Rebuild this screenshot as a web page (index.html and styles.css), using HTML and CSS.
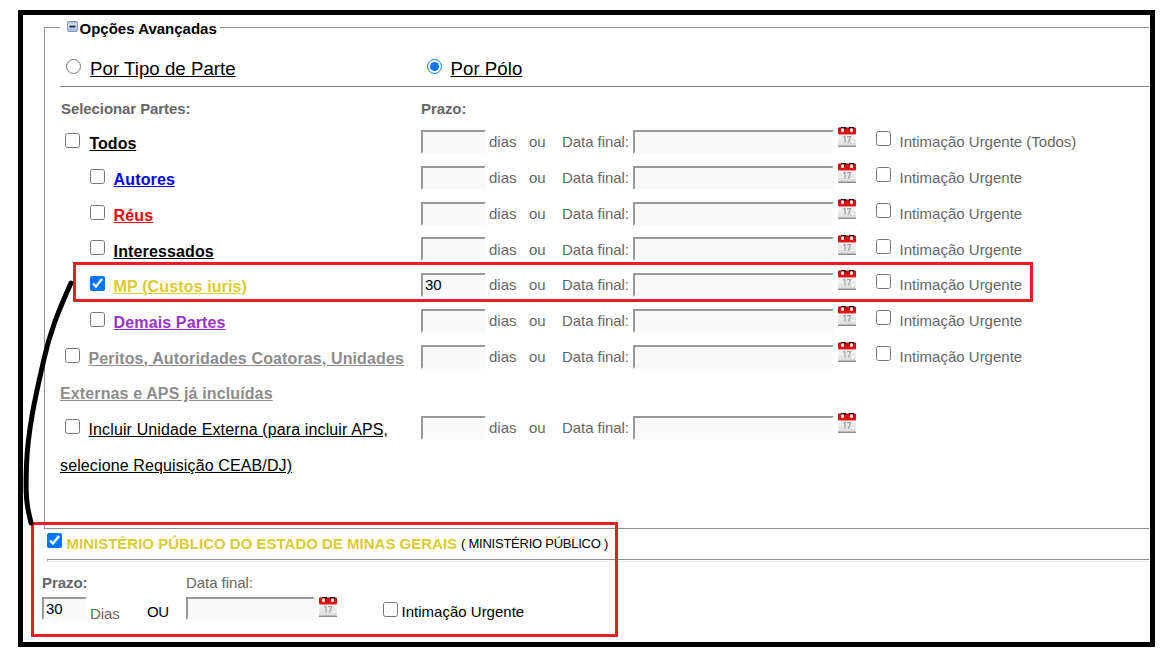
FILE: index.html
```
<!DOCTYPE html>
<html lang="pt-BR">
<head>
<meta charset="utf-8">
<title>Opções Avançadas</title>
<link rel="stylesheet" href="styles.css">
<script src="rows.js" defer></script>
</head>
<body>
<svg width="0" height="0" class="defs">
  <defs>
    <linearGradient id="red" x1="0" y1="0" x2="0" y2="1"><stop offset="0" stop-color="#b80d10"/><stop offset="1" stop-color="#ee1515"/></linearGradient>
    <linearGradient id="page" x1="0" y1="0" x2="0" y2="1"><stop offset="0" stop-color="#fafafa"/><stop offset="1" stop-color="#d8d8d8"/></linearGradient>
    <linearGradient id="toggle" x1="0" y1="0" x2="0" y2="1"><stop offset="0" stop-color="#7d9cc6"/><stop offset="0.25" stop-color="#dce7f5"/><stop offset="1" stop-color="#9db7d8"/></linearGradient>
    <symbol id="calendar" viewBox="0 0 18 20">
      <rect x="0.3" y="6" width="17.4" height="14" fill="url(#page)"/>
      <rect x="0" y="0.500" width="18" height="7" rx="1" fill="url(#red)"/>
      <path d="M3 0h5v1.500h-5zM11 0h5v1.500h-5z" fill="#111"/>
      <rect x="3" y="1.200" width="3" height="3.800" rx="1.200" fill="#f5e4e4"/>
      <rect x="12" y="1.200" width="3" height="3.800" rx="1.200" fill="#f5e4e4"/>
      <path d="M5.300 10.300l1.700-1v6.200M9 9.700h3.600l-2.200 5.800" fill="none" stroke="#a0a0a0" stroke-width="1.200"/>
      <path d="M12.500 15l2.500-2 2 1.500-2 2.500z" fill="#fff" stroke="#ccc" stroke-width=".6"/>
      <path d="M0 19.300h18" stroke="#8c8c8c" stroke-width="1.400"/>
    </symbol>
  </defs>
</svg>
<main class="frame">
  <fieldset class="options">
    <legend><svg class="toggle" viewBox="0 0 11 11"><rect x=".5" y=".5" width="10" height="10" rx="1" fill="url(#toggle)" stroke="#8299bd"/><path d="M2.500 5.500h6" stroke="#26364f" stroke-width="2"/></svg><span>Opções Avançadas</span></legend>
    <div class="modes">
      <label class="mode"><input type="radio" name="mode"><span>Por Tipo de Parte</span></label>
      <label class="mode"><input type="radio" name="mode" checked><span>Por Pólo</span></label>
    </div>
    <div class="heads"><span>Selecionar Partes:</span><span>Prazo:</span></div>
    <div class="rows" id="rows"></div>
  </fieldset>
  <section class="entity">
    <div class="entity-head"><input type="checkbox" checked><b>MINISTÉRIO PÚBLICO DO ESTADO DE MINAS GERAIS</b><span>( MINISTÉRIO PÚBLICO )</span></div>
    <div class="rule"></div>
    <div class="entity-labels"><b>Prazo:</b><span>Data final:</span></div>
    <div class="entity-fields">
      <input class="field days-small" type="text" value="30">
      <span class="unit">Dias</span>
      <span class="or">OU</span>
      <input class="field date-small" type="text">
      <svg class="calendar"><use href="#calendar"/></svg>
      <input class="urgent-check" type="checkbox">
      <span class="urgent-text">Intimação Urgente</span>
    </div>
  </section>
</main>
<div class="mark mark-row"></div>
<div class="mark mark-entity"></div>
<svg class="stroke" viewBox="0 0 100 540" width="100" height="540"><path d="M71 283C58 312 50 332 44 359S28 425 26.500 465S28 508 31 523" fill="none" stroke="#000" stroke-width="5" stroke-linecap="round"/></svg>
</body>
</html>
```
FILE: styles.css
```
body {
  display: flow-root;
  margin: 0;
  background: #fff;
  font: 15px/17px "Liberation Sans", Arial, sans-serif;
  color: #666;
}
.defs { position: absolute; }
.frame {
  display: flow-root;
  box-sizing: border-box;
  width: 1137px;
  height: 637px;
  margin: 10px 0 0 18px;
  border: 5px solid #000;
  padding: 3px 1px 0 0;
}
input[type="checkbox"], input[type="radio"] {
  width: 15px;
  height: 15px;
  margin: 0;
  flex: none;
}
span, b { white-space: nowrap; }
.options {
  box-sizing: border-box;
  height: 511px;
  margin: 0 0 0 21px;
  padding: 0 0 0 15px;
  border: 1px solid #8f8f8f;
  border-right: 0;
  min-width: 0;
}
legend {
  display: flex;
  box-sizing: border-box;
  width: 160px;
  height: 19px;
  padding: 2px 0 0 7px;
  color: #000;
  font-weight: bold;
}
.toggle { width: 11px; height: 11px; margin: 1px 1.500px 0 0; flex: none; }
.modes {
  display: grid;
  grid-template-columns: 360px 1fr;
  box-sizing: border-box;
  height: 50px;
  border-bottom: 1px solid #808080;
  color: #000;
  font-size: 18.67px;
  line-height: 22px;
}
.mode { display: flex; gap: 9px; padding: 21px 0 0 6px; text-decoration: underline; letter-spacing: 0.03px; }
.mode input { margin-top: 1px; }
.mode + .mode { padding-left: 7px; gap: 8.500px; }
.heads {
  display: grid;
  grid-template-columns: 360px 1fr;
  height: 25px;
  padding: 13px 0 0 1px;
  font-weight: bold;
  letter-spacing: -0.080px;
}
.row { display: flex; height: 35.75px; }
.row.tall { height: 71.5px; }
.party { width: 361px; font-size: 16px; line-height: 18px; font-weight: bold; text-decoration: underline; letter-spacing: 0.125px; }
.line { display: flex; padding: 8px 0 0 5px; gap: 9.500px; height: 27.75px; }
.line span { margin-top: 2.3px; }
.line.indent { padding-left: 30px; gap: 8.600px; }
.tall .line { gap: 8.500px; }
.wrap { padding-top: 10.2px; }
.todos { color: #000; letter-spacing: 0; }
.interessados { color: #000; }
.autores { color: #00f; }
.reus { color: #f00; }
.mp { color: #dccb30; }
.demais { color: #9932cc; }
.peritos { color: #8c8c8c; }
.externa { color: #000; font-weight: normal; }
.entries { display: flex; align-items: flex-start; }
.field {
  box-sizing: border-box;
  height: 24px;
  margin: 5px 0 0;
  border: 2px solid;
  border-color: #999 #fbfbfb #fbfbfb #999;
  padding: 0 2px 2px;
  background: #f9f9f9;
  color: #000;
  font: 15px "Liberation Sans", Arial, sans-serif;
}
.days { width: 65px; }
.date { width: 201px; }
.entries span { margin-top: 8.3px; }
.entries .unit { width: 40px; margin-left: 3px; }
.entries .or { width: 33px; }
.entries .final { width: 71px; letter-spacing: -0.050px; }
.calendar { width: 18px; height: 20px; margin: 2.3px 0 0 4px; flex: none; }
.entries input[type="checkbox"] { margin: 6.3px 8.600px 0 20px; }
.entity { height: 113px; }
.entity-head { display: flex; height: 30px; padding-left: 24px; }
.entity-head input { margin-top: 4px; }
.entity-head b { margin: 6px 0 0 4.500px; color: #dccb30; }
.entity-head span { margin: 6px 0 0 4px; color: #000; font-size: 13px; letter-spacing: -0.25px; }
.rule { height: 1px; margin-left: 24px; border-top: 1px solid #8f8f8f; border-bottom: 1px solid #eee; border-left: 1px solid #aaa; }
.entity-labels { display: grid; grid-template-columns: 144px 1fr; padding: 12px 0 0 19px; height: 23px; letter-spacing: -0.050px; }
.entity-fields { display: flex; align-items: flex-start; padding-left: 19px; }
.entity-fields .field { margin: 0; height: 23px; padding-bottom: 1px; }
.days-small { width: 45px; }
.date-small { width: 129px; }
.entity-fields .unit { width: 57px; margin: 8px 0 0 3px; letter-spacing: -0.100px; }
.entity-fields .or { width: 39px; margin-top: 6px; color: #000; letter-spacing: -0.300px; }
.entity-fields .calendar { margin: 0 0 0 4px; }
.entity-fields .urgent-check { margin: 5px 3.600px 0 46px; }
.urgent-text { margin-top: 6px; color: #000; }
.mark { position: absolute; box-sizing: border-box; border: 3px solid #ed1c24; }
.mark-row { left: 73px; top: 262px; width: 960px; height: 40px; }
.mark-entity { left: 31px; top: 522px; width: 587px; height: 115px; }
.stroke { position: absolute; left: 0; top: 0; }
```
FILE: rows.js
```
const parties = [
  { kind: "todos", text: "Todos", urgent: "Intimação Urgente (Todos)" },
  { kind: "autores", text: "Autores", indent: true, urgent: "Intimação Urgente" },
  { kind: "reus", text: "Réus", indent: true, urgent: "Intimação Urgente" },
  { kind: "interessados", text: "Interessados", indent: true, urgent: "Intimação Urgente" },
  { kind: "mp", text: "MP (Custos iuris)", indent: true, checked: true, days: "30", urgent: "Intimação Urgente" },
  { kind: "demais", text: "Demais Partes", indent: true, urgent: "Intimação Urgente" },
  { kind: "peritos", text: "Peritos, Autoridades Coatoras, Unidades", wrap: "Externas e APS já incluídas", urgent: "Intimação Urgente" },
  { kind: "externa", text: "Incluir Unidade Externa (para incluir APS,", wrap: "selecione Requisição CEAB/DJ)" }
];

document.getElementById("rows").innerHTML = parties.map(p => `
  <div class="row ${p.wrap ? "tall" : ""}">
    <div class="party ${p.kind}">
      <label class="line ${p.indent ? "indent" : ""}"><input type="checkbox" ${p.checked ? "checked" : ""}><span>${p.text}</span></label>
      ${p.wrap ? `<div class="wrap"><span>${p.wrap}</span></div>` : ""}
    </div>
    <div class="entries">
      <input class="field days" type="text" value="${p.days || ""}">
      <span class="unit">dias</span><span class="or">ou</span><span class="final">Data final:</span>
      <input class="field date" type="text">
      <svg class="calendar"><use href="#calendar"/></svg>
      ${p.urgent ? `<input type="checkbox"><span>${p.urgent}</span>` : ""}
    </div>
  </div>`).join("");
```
● ● ● ● ● ● ●
Search the listing for the word "index". Copy every line in which it occurs.

Rebuild this screenshot as a web page (index.html and styles.css), using HTML and CSS.
FILE: index.html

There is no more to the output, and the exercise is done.